#### Provided material
┏━━
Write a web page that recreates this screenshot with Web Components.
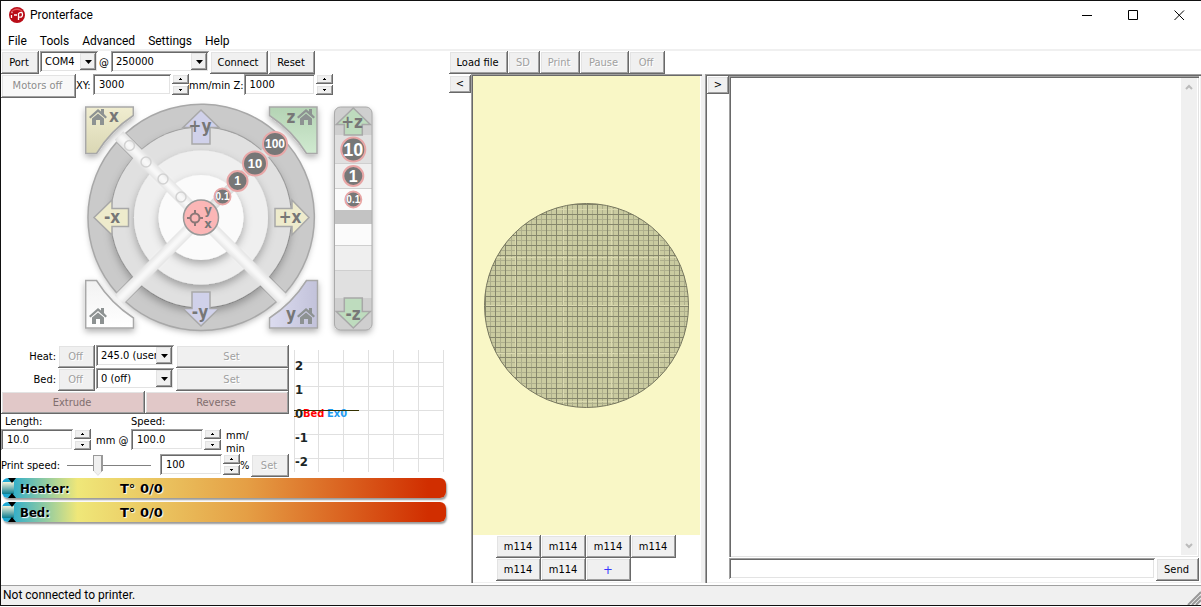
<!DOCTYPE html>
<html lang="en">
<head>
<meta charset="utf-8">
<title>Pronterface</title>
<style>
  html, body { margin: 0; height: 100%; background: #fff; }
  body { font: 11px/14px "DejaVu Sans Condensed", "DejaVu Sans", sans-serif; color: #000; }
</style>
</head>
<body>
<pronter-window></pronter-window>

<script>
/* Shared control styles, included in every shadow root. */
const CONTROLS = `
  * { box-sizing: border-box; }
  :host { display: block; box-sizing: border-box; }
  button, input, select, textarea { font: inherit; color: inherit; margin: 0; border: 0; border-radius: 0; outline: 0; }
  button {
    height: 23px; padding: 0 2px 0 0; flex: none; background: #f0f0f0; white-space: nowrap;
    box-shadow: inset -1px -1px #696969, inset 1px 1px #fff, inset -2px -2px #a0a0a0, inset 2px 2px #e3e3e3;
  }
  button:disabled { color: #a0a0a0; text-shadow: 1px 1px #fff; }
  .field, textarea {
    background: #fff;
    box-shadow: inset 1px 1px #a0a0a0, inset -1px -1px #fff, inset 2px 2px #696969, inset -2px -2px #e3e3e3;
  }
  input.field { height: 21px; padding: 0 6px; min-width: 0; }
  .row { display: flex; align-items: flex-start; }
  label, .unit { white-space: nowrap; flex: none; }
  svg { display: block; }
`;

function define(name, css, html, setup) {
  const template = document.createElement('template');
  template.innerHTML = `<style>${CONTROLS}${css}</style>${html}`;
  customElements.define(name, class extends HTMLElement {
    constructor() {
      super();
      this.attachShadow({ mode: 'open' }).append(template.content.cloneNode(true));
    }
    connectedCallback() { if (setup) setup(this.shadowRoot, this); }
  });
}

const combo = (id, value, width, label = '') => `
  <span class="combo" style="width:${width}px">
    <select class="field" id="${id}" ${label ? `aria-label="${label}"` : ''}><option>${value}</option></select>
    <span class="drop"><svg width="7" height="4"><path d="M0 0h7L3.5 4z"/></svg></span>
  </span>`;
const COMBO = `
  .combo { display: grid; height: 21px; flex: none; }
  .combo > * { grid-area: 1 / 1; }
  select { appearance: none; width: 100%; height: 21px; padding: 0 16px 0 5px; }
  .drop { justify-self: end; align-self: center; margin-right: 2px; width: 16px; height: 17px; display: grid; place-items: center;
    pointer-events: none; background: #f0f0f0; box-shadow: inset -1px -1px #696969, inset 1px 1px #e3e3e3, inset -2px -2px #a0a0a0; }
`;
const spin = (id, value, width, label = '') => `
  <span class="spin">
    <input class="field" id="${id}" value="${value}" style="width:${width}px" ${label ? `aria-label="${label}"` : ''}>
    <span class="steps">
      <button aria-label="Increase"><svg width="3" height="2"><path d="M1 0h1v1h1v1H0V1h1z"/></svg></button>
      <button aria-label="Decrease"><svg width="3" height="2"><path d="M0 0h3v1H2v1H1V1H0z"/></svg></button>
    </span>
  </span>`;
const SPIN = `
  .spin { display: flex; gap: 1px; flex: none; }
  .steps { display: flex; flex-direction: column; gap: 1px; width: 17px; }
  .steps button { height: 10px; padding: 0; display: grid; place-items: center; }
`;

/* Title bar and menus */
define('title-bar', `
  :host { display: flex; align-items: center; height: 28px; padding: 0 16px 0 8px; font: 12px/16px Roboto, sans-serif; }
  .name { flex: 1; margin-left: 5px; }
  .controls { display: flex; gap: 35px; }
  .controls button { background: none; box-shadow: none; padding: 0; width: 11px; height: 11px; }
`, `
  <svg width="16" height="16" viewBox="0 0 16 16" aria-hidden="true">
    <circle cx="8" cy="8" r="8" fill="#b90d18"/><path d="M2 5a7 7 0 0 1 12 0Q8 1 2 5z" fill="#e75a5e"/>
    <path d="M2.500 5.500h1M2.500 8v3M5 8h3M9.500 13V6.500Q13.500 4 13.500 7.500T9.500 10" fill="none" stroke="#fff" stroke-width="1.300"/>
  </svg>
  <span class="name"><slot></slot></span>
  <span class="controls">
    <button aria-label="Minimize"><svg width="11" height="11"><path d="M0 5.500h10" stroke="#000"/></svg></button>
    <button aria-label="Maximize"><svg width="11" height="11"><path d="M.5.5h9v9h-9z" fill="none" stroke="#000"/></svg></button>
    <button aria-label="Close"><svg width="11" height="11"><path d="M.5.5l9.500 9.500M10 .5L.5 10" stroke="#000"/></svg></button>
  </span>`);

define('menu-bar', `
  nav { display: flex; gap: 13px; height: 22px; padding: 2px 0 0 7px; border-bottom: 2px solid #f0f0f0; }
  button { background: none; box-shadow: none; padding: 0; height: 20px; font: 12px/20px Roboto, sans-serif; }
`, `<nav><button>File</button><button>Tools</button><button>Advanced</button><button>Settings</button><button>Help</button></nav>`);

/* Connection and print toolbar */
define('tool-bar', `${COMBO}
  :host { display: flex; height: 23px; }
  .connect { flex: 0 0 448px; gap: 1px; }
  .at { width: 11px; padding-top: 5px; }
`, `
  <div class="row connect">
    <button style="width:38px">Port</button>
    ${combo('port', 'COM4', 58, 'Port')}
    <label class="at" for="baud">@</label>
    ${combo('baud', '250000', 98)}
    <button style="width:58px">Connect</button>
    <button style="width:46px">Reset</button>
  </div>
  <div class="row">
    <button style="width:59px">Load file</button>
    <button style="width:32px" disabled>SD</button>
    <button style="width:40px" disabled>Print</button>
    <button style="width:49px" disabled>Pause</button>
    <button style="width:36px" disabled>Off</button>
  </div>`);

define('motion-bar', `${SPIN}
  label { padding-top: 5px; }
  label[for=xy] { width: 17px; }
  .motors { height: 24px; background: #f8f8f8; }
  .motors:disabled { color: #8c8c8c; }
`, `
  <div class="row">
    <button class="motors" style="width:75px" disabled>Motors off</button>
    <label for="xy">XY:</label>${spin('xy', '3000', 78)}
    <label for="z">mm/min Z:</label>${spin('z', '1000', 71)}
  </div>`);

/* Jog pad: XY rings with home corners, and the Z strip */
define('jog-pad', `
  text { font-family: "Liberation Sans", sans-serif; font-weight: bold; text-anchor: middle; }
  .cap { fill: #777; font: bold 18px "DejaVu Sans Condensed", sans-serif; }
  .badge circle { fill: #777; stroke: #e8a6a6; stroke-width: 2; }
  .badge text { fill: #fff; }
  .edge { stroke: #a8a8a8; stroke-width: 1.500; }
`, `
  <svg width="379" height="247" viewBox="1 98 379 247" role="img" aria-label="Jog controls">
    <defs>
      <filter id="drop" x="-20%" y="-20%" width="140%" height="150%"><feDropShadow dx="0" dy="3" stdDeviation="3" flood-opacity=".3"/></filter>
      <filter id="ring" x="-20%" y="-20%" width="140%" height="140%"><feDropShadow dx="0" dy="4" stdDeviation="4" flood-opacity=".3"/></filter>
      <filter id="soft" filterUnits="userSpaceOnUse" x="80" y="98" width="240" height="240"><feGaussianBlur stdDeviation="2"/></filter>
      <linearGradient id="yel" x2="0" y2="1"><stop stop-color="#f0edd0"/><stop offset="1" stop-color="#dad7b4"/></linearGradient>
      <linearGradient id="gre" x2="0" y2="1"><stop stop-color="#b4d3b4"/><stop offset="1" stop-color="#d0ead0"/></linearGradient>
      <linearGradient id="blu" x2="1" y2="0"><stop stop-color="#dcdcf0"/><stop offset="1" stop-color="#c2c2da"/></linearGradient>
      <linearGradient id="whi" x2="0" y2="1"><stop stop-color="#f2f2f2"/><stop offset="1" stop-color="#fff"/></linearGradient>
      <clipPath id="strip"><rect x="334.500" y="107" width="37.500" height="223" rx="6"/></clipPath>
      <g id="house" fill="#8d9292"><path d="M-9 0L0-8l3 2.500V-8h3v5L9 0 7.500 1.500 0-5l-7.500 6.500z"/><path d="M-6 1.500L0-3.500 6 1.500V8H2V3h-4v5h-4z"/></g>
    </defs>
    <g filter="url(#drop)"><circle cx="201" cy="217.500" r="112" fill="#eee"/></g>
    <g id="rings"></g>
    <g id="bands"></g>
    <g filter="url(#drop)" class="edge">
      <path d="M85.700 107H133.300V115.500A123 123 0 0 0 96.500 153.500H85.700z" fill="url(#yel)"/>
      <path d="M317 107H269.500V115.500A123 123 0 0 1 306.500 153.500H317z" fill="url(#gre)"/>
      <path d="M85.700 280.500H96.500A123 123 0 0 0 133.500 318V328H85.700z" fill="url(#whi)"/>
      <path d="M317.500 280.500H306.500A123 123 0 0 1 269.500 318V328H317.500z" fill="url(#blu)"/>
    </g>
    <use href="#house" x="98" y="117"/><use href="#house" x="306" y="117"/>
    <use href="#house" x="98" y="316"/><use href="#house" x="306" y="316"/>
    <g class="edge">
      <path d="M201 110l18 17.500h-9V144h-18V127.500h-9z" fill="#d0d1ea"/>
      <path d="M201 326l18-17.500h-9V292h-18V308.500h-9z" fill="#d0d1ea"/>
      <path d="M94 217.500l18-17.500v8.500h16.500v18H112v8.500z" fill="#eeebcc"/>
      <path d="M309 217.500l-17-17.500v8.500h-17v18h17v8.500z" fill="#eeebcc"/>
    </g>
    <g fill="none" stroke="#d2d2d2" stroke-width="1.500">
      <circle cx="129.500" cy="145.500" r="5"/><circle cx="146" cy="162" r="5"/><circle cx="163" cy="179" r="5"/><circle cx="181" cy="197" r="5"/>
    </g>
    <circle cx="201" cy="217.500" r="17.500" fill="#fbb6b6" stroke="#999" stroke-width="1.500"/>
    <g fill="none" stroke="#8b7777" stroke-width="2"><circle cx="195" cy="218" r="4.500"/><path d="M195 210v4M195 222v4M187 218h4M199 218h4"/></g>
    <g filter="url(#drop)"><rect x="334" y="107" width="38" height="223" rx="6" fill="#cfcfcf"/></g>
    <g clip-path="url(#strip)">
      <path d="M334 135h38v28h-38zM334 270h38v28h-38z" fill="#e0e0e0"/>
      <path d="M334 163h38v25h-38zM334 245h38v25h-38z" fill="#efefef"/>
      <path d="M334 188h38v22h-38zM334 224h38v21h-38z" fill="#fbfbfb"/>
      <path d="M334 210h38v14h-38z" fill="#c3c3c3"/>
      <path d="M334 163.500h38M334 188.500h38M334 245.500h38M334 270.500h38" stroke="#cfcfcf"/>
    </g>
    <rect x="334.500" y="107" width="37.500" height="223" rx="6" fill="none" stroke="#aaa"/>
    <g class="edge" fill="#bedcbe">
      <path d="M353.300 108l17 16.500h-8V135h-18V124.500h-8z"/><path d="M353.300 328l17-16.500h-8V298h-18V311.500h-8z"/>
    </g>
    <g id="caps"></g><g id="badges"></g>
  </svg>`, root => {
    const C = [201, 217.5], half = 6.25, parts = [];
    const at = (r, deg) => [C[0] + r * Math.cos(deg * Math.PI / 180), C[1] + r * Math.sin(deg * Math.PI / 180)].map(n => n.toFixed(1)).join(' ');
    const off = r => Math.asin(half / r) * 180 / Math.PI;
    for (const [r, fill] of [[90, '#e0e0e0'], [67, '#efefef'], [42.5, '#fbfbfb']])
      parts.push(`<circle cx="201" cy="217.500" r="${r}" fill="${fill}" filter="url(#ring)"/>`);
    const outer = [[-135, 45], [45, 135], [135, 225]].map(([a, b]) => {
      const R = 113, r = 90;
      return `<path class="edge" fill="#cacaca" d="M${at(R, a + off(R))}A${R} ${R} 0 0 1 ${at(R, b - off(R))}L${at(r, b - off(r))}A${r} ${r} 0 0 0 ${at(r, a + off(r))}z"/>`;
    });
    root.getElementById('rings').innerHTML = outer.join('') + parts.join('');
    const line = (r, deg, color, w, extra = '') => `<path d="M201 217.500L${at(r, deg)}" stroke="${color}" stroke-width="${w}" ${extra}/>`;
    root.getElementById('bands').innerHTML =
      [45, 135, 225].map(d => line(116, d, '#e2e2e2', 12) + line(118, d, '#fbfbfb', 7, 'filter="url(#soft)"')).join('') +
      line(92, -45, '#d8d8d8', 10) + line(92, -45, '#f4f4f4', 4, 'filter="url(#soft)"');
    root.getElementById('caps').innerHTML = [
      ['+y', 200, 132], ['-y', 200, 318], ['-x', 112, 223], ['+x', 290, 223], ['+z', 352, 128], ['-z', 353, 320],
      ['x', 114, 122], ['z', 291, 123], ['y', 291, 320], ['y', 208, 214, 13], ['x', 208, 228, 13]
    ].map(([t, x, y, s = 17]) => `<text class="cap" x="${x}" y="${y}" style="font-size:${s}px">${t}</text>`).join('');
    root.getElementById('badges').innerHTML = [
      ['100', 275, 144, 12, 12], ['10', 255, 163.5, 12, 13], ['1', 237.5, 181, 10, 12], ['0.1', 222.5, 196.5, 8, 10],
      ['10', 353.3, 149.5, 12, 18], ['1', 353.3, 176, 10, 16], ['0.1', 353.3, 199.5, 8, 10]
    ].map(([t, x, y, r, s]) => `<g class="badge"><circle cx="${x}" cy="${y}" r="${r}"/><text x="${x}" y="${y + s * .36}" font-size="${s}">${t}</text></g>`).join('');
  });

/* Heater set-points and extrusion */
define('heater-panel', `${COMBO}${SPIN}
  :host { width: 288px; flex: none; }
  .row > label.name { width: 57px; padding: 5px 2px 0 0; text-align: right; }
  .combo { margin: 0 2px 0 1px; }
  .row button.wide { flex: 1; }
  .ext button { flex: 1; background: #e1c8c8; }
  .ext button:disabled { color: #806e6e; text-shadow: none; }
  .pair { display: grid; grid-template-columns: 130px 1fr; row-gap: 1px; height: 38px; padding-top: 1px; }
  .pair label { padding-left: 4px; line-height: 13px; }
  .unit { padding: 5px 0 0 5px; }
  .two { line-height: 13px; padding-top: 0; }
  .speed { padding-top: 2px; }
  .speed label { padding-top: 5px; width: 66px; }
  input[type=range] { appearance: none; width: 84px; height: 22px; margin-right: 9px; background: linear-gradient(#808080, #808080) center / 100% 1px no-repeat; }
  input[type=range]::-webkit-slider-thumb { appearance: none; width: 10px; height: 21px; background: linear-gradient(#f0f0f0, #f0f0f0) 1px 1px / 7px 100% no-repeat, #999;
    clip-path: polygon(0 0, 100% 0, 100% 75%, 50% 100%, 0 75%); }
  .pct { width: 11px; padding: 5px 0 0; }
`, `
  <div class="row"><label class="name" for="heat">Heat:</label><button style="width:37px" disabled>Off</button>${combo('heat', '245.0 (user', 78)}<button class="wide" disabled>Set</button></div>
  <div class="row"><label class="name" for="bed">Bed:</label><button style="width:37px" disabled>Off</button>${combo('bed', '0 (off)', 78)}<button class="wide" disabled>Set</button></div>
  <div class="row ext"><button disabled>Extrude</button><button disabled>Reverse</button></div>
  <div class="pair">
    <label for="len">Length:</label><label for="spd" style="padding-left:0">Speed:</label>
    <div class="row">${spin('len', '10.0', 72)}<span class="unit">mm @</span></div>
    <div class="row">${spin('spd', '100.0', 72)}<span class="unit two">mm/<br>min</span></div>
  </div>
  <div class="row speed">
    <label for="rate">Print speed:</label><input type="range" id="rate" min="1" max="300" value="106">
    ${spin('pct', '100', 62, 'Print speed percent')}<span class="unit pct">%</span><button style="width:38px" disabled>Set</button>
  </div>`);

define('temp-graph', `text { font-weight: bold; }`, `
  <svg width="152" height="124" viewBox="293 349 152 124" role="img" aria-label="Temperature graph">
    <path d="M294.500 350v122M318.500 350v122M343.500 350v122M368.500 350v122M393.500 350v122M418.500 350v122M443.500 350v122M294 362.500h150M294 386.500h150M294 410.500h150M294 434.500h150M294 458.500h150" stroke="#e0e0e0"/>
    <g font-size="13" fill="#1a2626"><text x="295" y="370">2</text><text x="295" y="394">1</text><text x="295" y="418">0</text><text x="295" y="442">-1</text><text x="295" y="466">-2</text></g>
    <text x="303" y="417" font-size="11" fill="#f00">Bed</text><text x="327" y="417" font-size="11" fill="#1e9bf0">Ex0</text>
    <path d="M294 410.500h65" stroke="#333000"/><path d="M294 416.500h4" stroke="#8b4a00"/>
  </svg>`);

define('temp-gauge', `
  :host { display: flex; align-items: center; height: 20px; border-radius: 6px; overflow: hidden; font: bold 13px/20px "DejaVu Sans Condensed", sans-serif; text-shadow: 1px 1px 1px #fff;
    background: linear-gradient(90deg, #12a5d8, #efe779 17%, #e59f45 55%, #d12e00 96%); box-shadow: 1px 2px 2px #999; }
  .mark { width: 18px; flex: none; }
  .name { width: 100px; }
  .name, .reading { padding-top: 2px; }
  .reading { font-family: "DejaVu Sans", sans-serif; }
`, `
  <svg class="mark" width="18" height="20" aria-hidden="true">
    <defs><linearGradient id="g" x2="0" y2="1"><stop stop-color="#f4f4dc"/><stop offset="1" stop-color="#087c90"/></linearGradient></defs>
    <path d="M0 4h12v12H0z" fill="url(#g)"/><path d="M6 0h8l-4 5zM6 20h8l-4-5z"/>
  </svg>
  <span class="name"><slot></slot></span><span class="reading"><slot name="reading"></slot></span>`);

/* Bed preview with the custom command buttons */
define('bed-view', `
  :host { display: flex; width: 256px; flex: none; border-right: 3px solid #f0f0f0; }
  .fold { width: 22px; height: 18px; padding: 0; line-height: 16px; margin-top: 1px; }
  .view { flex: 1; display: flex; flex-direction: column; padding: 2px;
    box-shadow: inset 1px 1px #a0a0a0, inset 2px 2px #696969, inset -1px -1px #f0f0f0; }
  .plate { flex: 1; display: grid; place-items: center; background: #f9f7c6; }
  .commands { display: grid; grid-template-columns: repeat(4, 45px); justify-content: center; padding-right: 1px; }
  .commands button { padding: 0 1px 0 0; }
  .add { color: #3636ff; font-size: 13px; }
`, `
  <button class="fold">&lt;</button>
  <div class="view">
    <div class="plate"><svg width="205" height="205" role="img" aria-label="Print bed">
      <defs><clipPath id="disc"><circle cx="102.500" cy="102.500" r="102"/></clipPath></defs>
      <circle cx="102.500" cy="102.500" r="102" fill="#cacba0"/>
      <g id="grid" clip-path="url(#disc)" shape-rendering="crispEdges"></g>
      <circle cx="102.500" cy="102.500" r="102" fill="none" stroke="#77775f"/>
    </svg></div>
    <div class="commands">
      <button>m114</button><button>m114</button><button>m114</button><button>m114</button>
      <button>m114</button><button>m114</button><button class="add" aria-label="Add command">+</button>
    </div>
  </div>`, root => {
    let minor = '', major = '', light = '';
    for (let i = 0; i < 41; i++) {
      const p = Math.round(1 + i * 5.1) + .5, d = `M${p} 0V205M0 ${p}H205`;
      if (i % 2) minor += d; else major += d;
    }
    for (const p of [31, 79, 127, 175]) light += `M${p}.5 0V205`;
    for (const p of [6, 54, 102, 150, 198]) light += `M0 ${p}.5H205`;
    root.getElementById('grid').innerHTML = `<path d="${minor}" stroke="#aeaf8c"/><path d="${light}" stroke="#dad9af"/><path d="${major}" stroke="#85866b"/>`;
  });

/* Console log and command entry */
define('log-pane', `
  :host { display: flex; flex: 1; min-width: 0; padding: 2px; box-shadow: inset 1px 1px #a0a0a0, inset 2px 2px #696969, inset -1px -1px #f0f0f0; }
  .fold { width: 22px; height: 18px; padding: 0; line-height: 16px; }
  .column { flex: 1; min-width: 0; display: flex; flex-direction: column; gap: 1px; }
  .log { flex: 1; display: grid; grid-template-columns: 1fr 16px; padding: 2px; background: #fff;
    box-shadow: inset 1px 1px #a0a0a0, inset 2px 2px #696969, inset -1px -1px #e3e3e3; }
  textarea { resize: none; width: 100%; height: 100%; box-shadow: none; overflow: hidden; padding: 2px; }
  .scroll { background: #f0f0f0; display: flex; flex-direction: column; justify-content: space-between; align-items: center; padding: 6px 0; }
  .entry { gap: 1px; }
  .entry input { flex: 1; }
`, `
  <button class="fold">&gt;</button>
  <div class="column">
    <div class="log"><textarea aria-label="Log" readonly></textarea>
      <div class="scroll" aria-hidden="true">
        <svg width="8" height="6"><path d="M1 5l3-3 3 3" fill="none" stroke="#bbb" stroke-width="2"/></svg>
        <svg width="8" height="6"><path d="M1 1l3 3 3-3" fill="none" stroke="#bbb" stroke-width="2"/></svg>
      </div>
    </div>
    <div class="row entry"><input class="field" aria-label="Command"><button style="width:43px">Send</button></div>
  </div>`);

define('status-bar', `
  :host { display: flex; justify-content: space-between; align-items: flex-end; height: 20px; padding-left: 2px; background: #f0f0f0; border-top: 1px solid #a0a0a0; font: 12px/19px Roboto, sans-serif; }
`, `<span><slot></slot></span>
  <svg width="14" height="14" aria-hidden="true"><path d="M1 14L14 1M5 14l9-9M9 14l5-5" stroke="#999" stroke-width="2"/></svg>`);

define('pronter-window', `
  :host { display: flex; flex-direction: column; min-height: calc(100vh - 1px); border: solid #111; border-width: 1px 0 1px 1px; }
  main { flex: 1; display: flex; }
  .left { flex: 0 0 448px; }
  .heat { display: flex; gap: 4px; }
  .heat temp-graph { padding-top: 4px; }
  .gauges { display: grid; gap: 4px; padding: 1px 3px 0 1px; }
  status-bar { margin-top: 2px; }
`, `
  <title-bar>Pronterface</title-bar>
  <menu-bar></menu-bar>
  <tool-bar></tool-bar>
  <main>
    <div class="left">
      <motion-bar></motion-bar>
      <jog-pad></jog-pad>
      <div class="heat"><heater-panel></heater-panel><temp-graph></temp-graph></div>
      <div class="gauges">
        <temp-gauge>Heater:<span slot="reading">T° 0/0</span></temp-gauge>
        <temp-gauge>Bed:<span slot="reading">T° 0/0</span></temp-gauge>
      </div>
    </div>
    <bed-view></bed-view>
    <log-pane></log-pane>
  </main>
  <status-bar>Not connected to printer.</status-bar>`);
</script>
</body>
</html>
┗━━
In the data above, please extract the lines from the first one through the line with "<pronter-window></pronter-window>", exactly, and keep pictures out.

#### Solution for this task
Write a web page that recreates this screenshot with Web Components.
<!DOCTYPE html>
<html lang="en">
<head>
<meta charset="utf-8">
<title>Pronterface</title>
<style>
  html, body { margin: 0; height: 100%; background: #fff; }
  body { font: 11px/14px "DejaVu Sans Condensed", "DejaVu Sans", sans-serif; color: #000; }
</style>
</head>
<body>
<pronter-window></pronter-window>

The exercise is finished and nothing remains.